* [OBJECTIVE] Scan the lines below for the string "components" and copy every one that has it.

* [RECORDED INFORMATION]

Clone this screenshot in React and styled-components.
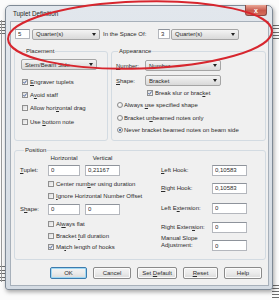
import React from 'react';
import styled, { createGlobalStyle } from 'styled-components';

const Global = createGlobalStyle`
  html, body { margin: 0; padding: 0; background: #fff; }
  body { font-family: "Liberation Sans", Arial, sans-serif; font-size: 6px; color: #2b2b2b; }
`;

const Page = styled.div`
  position: relative;
  width: 279px;
  height: 300px;
  overflow: hidden;
  box-sizing: border-box;
  padding: 5px 0 0 5px;
  background: #fbfbfb;
`;

const Backdrop = styled.svg`
  position: absolute;
  left: 0;
  top: 0;
`;

const Annotation = styled.svg`
  position: absolute;
  left: 0;
  top: 0;
  pointer-events: none;
`;

const Window = styled.div`
  position: relative;
  width: 268px;
  height: 285px;
  box-sizing: border-box;
  display: flex;
  flex-direction: column;
  padding: 0 3px 3px 4px;
  border: 1px solid #7f8a96;
  border-radius: 5px 5px 3px 3px;
  background: linear-gradient(#e2e7ed, #d4dbe3);
  box-shadow: 1px 2px 4px rgba(0, 0, 0, 0.35);
`;

const TitleBar = styled.div`
  height: 15px;
  display: flex;
  justify-content: space-between;
  align-items: flex-start;
`;

const Title = styled.span`
  padding-left: 3px;
  line-height: 15px;
  font-size: 6.3px;
  color: #1c1c1c;
`;

const Close = styled.div`
  width: 22px;
  height: 11px;
  margin: -1px 2px 0 0;
  box-sizing: border-box;
  display: flex;
  align-items: center;
  justify-content: center;
  border: 1px solid #8c4a44;
  border-top: none;
  border-radius: 0 0 3px 3px;
  background: linear-gradient(#e9a797, #c9584c 55%, #d66c5c);
  color: #fff;
  font-size: 7px;
  font-weight: bold;
`;

const Client = styled.div`
  flex: 1;
  display: flex;
  flex-direction: column;
  border: 1px solid #a7b0ba;
  background: #f0f0f0;
  padding-top: 7px;
`;

const TopRow = styled.div`
  height: 10px;
  margin-left: 4px;
  display: flex;
  align-items: center;
`;

const Field = styled.input`
  box-sizing: border-box;
  width: ${p => p.$w}px;
  height: ${p => p.$h || 11}px;
  margin: 0 0 0 ${p => p.$ml || 0}px;
  padding: 0 2px;
  border: 1px solid #b4b7bd;
  border-top-color: #8e939b;
  background: #fff;
  font: 6px "Liberation Sans", Arial, sans-serif;
  color: #2b2b2b;
  outline: none;
`;

const Combo = styled.div`
  box-sizing: border-box;
  width: ${p => p.$w}px;
  height: 11px;
  margin-left: ${p => p.$ml || 0}px;
  padding: 0 3px;
  display: flex;
  align-items: center;
  justify-content: space-between;
  border: 1px solid #a5a5a5;
  border-radius: 2px;
  background: linear-gradient(#f4f4f4, #e6e6e6 50%, #d9d9d9);
`;

const Arrow = styled.span`
  width: 0;
  height: 0;
  border-left: 2px solid transparent;
  border-right: 2px solid transparent;
  border-top: 3px solid #222;
`;

const Label = styled.span`
  width: ${p => p.$w ? `${p.$w}px` : 'auto'};
  margin-left: ${p => p.$ml || 0}px;
  flex-shrink: 0;
  white-space: nowrap;
`;

const Groups = styled.div`
  display: flex;
  gap: 3px;
  margin: 9px 0 0 3px;
`;

const Group = styled.fieldset`
  box-sizing: border-box;
  width: ${p => p.$w}px;
  height: ${p => p.$h}px;
  min-width: 0;
  margin: ${p => p.$mt || 0}px 0 0 ${p => p.$ml || 0}px;
  padding: 0 0 0 ${p => p.$pl}px;
  border: 1px solid #d3dbe2;
  border-radius: 3px;
`;

const Legend = styled.legend`
  height: 6px;
  margin-left: ${p => p.$ml}px;
  padding: 0 1px;
  font-size: 6px;
  line-height: 6px;
`;

const Row = styled.div`
  height: ${p => p.$h || 12}px;
  margin-top: ${p => p.$mt || 0}px;
  margin-left: ${p => p.$ml || 0}px;
  display: flex;
  align-items: ${p => p.$align || 'center'};
  gap: ${p => p.$gap || 0}px;
  white-space: nowrap;
`;

const Box = styled.span`
  width: 6px;
  height: 6px;
  flex-shrink: 0;
  box-sizing: border-box;
  display: flex;
  border: 1px solid #8f8f8f;
  background: linear-gradient(135deg, #dcdcdc, #f8f8f8);
`;

const Radio = styled.span`
  width: 6px;
  height: 6px;
  flex-shrink: 0;
  box-sizing: border-box;
  display: flex;
  align-items: center;
  justify-content: center;
  border: 1px solid #8c8c8c;
  border-radius: 50%;
  background: radial-gradient(circle at 40% 40%, #fff, #d6d6d6);

  &::after {
    content: '';
    display: ${p => (p.$on ? 'block' : 'none')};
    width: 2px;
    height: 2px;
    border-radius: 50%;
    background: #1f4f9a;
  }
`;

const Columns = styled.div`
  display: flex;
`;

const Column = styled.div`
  width: ${p => p.$w ? `${p.$w}px` : 'auto'};
  display: flex;
  flex-direction: column;
`;

const Head = styled.span`
  width: ${p => p.$w}px;
  margin-left: ${p => p.$ml || 0}px;
  text-align: center;
`;

const Stack = styled.span`
  width: 51px;
  line-height: 7px;
  align-self: flex-start;
`;

const Buttons = styled.div`
  height: 12px;
  margin-top: 7px;
  padding-right: 6px;
  display: flex;
  justify-content: flex-end;
  gap: 6px;
`;

const Button = styled.button`
  box-sizing: border-box;
  width: ${p => p.$w}px;
  height: 12px;
  padding: 0;
  border: 1px solid ${p => (p.$primary ? '#3d7bad' : '#8a8a8a')};
  border-radius: 2px;
  background: linear-gradient(#f3f3f3, #ebebeb 50%, #dadada);
  box-shadow: ${p => (p.$primary ? 'inset 0 0 0 1px #9fd8f4' : 'inset 0 0 0 1px #fbfbfb')};
  font: 6px "Liberation Sans", Arial, sans-serif;
  color: #2b2b2b;
`;

const Tick = () => (
  <svg width="4" height="4" viewBox="0 0 4 4" style={{ margin: 'auto' }}>
    <path d="M0.4 2.1 L1.5 3.3 L3.6 0.5" fill="none" stroke="#3a5796" strokeWidth="0.9" />
  </svg>
);

function Check({ checked, children, ...row }) {
  return (
    <Row $gap={2} {...row}>
      <Box>{checked && <Tick />}</Box>
      <span>{children}</span>
    </Row>
  );
}

function Option({ on, children, ...row }) {
  return (
    <Row $gap={1} {...row}>
      <Radio $on={on} />
      <span>{children}</span>
    </Row>
  );
}

function Select({ value, w, ml }) {
  return (
    <Combo $w={w} $ml={ml}>
      <span>{value}</span>
      <Arrow />
    </Combo>
  );
}

const staves = [
  { x1: 0, x2: 6, ys: [21, 24, 27, 30, 33] },
  { x1: 0, x2: 6, ys: [266, 270, 273, 277, 280] },
  { x1: 272, x2: 279, ys: [25, 28, 32, 35, 38] },
  { x1: 272, x2: 279, ys: [285, 288, 291, 294, 297] },
];

export default function App() {
  return (
    <Page>
      <Global />
      <Backdrop width="279" height="300">
        {staves.map((s, i) =>
          s.ys.map(y => (
            <line key={`${i}-${y}`} x1={s.x1} x2={s.x2} y1={y + 0.5} y2={y + 0.5} stroke="#6d6d6d" strokeWidth="1" />
          ))
        )}
        <line x1="1.5" x2="1.5" y1="20" y2="282" stroke="#9a9a9a" strokeWidth="1" />
      </Backdrop>

      <Window>
        <TitleBar>
          <Title>Tuplet Definition</Title>
          <Close>x</Close>
        </TitleBar>
        <Client>
          <TopRow>
            <Field $w={15} $h={10} defaultValue="5" readOnly />
            <Select w={68} ml={2} value="Quarter(s)" />
            <Label $w={55} $ml={3}>In the Space Of:</Label>
            <Field $w={12} $h={10} defaultValue="3" readOnly />
            <Select w={68} ml={1} value="Quarter(s)" />
          </TopRow>

          <Groups>
            <Group $w={94} $h={93} $pl={6}>
              <Legend $ml={4}>Placement</Legend>
              <Row $mt={5} $h={11}>
                <Select w={76} value="Stem/Beam Side" />
              </Row>
              <Check checked $mt={5} $h={13} $ml={1}><u>E</u>ngraver tuplets</Check>
              <Check checked $h={13} $ml={1}>A<u>v</u>oid staff</Check>
              <Check $h={14} $ml={1}>Allow hori<u>z</u>ontal drag</Check>
              <Check $h={13} $ml={1}>Use <u>b</u>ottom note</Check>
            </Group>

            <Group $w={155} $h={93} $pl={4}>
              <Legend $ml={2}>Appearance</Legend>
              <Row $mt={6} $h={11}>
                <Label $w={29}><u>N</u>umber:</Label>
                <Select w={76} value="Number" />
              </Row>
              <Row $mt={4} $h={11}>
                <Label $w={29}><u>S</u>hape:</Label>
                <Select w={76} value="Bracket" />
              </Row>
              <Check checked $mt={1} $ml={31}>Break slur or brac<u>k</u>et</Check>
              <Option $ml={1}>Always <u>u</u>se specified shape</Option>
              <Option $mt={1} $ml={1}>Bracket u<u>n</u>beamed notes only</Option>
              <Option on $ml={1}>Never bracket beamed notes on beam side</Option>
            </Group>
          </Groups>

          <Group $w={252} $h={113} $pl={5} $mt={6} $ml={3}>
            <Legend $ml={4}>Position</Legend>
            <Columns>
              <Column $w={141}>
                <Row $h={9}>
                  <Head $w={32} $ml={28}>Horizontal</Head>
                  <Head $w={35} $ml={5}>Vertical</Head>
                </Row>
                <Row $mt={2}>
                  <Label $w={28}><u>T</u>uplet:</Label>
                  <Field $w={32} defaultValue="0" readOnly />
                  <Field $w={35} $ml={5} defaultValue="0,21167" readOnly />
                </Row>
                <Check $mt={2} $ml={28}>Center num<u>b</u>er using duration</Check>
                <Check $ml={28}><u>I</u>gnore Horizontal Number Offset</Check>
                <Row $mt={1}>
                  <Label $w={28}>S<u>h</u>ape:</Label>
                  <Field $w={32} defaultValue="0" readOnly />
                  <Field $w={35} $ml={5} defaultValue="0" readOnly />
                </Row>
                <Check $mt={3} $ml={28}>Al<u>w</u>ays flat</Check>
                <Check $h={11} $ml={28}>Bracket <u>f</u>ull duration</Check>
                <Check checked $ml={28}>Ma<u>t</u>ch length of hooks</Check>
              </Column>
              <Column>
                <Row $mt={11}>
                  <Label $w={51}><u>L</u>eft Hook:</Label>
                  <Field $w={35} defaultValue="0,10583" readOnly />
                </Row>
                <Row $mt={6}>
                  <Label $w={51}><u>R</u>ight Hook:</Label>
                  <Field $w={35} defaultValue="0,10583" readOnly />
                </Row>
                <Row $mt={8}>
                  <Label $w={51}>Left E<u>x</u>tension:</Label>
                  <Field $w={35} defaultValue="0" readOnly />
                </Row>
                <Row $mt={7}>
                  <Label $w={51}>Right Exten<u>s</u>ion:</Label>
                  <Field $w={35} defaultValue="0" readOnly />
                </Row>
                <Row $mt={2} $h={17} $align="flex-end">
                  <Stack>Manual Slope<br />Adjustment:</Stack>
                  <Field $w={35} defaultValue="0" readOnly style={{ marginBottom: 1 }} />
                </Row>
              </Column>
            </Columns>
          </Group>

          <Buttons>
            <Button $w={37} $primary>OK</Button>
            <Button $w={38}>Cancel</Button>
            <Button $w={40}>Set <u>D</u>efault</Button>
            <Button $w={35}><u>R</u>eset</Button>
            <Button $w={38}>Help</Button>
          </Buttons>
        </Client>
      </Window>

      <Annotation width="279" height="300">
        <ellipse cx="140" cy="35" rx="132" ry="33.5" transform="rotate(-1.8 140 35)" fill="none" stroke="#d7262e" strokeWidth="2" />
      </Annotation>
    </Page>
  );
}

* [SOLUTION TO THE PROBLEM]
Clone this screenshot in React and styled-components.
import styled, { createGlobalStyle } from 'styled-components';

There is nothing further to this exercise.